(EXERCISE PROMPT): Copy the data that follows, character for character, minus the pictures.

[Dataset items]
++++++

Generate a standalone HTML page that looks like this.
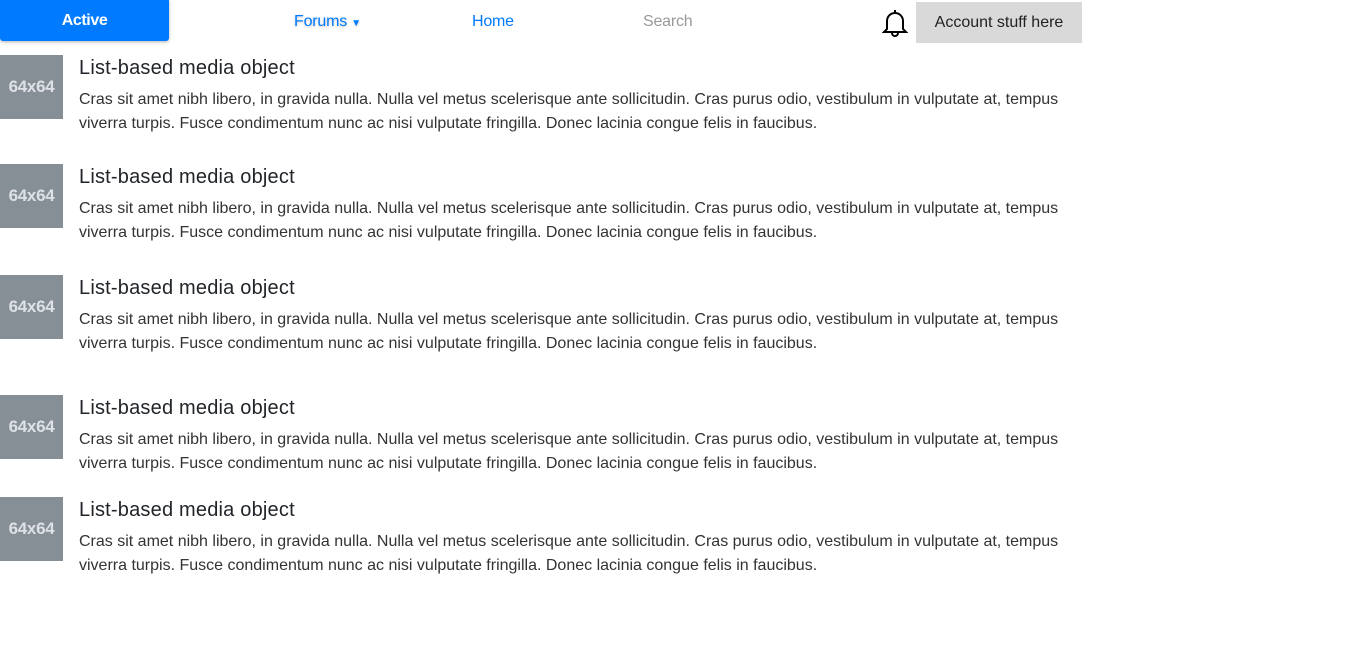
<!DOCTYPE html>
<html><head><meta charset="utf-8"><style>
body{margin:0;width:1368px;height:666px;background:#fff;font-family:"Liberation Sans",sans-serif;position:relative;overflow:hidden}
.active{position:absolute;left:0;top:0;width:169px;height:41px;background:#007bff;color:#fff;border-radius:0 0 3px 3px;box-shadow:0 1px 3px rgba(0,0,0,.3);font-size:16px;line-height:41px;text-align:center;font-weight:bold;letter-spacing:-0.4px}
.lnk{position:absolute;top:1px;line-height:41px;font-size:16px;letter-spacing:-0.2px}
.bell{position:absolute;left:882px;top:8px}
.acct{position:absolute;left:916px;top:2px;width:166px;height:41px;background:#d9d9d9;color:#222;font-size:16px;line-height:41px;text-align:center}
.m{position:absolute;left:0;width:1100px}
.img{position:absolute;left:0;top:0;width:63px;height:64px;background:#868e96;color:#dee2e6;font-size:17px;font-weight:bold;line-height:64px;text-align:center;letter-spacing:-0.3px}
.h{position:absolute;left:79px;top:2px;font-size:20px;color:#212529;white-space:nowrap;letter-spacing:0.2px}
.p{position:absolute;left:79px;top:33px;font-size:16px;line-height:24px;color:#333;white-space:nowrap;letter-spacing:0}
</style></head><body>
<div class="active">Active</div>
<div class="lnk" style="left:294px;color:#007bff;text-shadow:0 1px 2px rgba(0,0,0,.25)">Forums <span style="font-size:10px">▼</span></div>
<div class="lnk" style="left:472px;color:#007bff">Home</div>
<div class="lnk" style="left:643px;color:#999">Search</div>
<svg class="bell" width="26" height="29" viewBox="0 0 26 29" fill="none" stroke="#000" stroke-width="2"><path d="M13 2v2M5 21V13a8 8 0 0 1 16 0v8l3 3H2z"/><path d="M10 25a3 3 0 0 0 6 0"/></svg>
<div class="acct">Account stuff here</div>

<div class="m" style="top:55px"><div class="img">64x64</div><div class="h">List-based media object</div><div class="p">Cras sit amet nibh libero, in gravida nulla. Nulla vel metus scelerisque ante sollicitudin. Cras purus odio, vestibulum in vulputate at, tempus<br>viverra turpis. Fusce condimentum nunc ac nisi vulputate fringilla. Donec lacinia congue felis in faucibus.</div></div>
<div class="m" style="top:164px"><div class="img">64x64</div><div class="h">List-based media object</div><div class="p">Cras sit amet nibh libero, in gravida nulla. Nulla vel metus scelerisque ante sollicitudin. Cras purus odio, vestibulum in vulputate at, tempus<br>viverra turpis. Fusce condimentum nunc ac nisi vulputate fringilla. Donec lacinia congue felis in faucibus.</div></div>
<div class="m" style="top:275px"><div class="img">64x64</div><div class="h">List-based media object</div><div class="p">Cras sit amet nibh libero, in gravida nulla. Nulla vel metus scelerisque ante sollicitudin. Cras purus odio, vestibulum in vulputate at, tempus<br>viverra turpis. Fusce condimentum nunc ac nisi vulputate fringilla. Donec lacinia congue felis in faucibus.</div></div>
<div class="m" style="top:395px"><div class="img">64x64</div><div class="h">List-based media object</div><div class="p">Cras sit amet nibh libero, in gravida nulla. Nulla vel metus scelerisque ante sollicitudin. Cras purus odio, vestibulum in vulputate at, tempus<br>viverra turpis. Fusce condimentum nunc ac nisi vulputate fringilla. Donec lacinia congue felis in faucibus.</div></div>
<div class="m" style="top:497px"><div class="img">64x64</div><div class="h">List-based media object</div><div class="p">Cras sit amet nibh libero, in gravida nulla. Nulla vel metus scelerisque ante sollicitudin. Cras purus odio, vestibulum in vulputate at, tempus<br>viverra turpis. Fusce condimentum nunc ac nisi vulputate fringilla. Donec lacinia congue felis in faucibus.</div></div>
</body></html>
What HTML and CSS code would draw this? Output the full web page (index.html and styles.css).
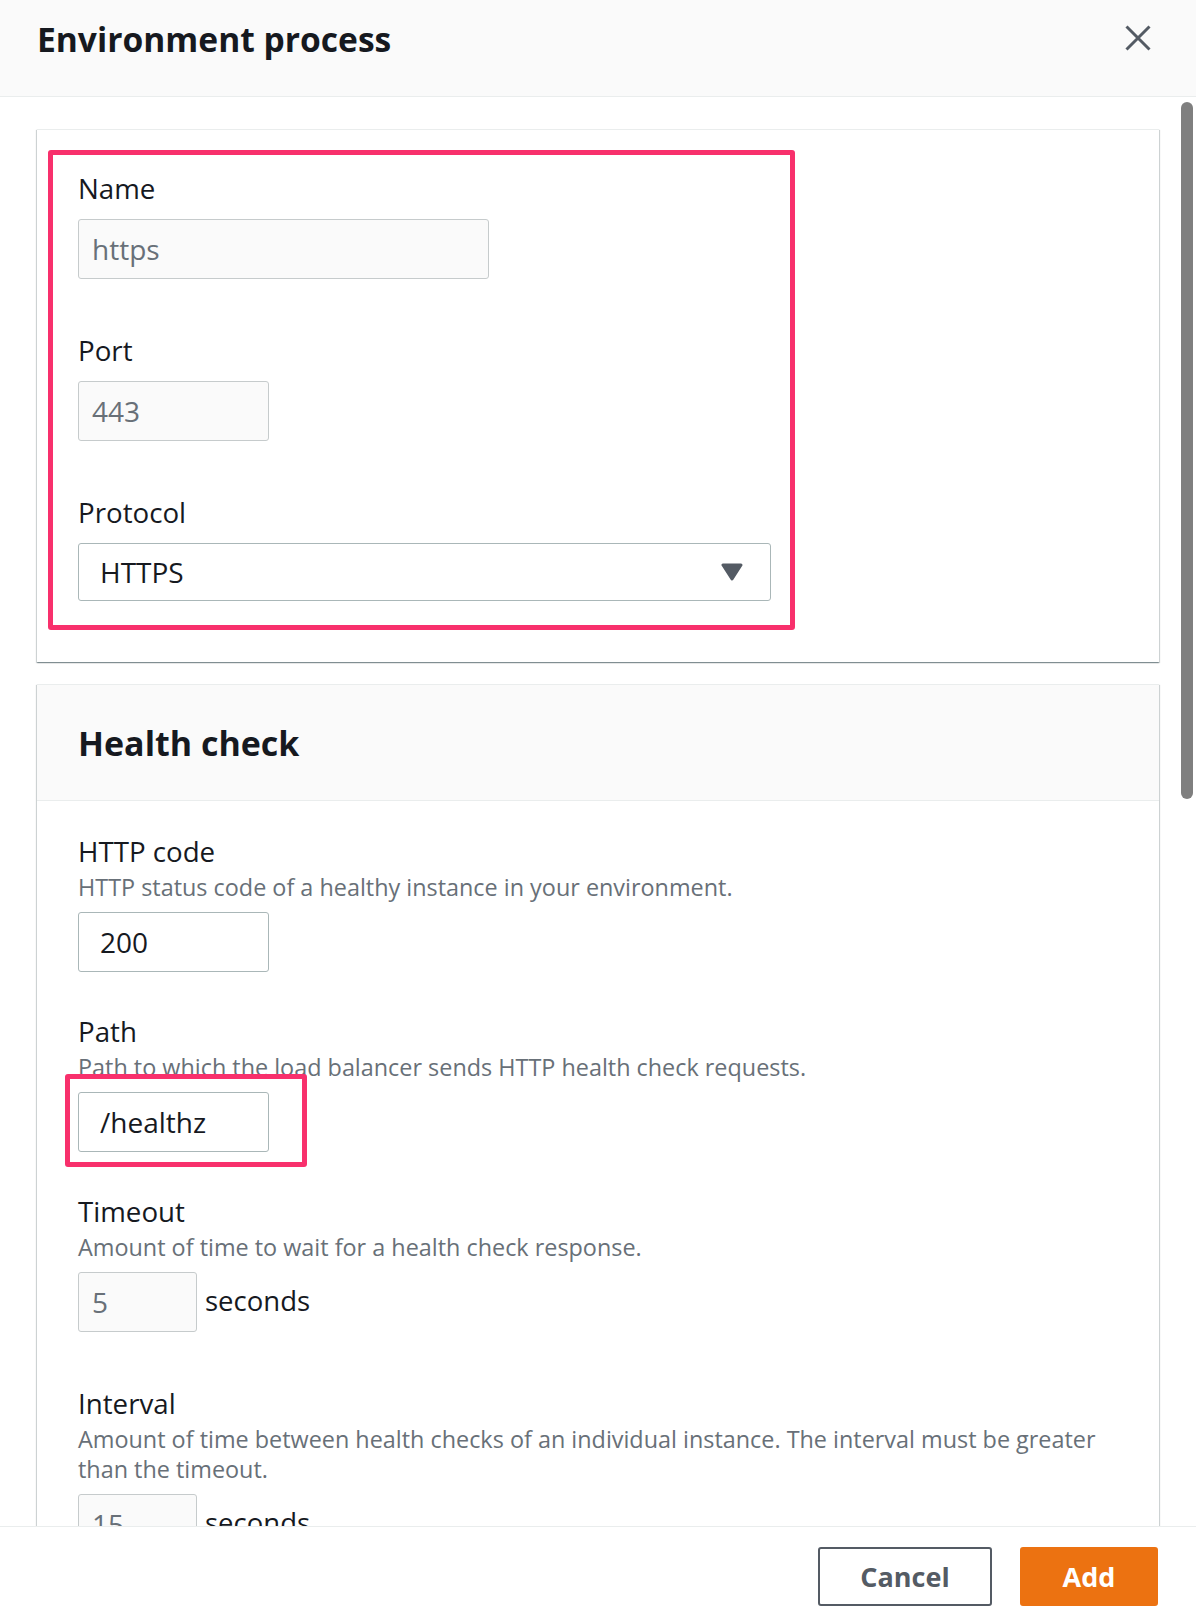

++++++

(EXERCISE OUTPUT):
Generate a standalone HTML page that looks like this.
<!DOCTYPE html>
<html><head><meta charset="utf-8"><style>
body{margin:0;width:1368px;height:666px;background:#fff;font-family:"Liberation Sans",sans-serif;position:relative;overflow:hidden}
.active{position:absolute;left:0;top:0;width:169px;height:41px;background:#007bff;color:#fff;border-radius:0 0 3px 3px;box-shadow:0 1px 3px rgba(0,0,0,.3);font-size:16px;line-height:41px;text-align:center;font-weight:bold;letter-spacing:-0.4px}
.lnk{position:absolute;top:1px;line-height:41px;font-size:16px;letter-spacing:-0.2px}
.bell{position:absolute;left:882px;top:8px}
.acct{position:absolute;left:916px;top:2px;width:166px;height:41px;background:#d9d9d9;color:#222;font-size:16px;line-height:41px;text-align:center}
.m{position:absolute;left:0;width:1100px}
.img{position:absolute;left:0;top:0;width:63px;height:64px;background:#868e96;color:#dee2e6;font-size:17px;font-weight:bold;line-height:64px;text-align:center;letter-spacing:-0.3px}
.h{position:absolute;left:79px;top:2px;font-size:20px;color:#212529;white-space:nowrap;letter-spacing:0.2px}
.p{position:absolute;left:79px;top:33px;font-size:16px;line-height:24px;color:#333;white-space:nowrap;letter-spacing:0}
</style></head><body>
<div class="active">Active</div>
<div class="lnk" style="left:294px;color:#007bff;text-shadow:0 1px 2px rgba(0,0,0,.25)">Forums <span style="font-size:10px">▼</span></div>
<div class="lnk" style="left:472px;color:#007bff">Home</div>
<div class="lnk" style="left:643px;color:#999">Search</div>
<svg class="bell" width="26" height="29" viewBox="0 0 26 29" fill="none" stroke="#000" stroke-width="2"><path d="M13 2v2M5 21V13a8 8 0 0 1 16 0v8l3 3H2z"/><path d="M10 25a3 3 0 0 0 6 0"/></svg>
<div class="acct">Account stuff here</div>

<div class="m" style="top:55px"><div class="img">64x64</div><div class="h">List-based media object</div><div class="p">Cras sit amet nibh libero, in gravida nulla. Nulla vel metus scelerisque ante sollicitudin. Cras purus odio, vestibulum in vulputate at, tempus<br>viverra turpis. Fusce condimentum nunc ac nisi vulputate fringilla. Donec lacinia congue felis in faucibus.</div></div>
<div class="m" style="top:164px"><div class="img">64x64</div><div class="h">List-based media object</div><div class="p">Cras sit amet nibh libero, in gravida nulla. Nulla vel metus scelerisque ante sollicitudin. Cras purus odio, vestibulum in vulputate at, tempus<br>viverra turpis. Fusce condimentum nunc ac nisi vulputate fringilla. Donec lacinia congue felis in faucibus.</div></div>
<div class="m" style="top:275px"><div class="img">64x64</div><div class="h">List-based media object</div><div class="p">Cras sit amet nibh libero, in gravida nulla. Nulla vel metus scelerisque ante sollicitudin. Cras purus odio, vestibulum in vulputate at, tempus<br>viverra turpis. Fusce condimentum nunc ac nisi vulputate fringilla. Donec lacinia congue felis in faucibus.</div></div>
<div class="m" style="top:395px"><div class="img">64x64</div><div class="h">List-based media object</div><div class="p">Cras sit amet nibh libero, in gravida nulla. Nulla vel metus scelerisque ante sollicitudin. Cras purus odio, vestibulum in vulputate at, tempus<br>viverra turpis. Fusce condimentum nunc ac nisi vulputate fringilla. Donec lacinia congue felis in faucibus.</div></div>
<div class="m" style="top:497px"><div class="img">64x64</div><div class="h">List-based media object</div><div class="p">Cras sit amet nibh libero, in gravida nulla. Nulla vel metus scelerisque ante sollicitudin. Cras purus odio, vestibulum in vulputate at, tempus<br>viverra turpis. Fusce condimentum nunc ac nisi vulputate fringilla. Donec lacinia congue felis in faucibus.</div></div>
</body></html>
What HTML and CSS code would draw this? Output the full web page (index.html and styles.css).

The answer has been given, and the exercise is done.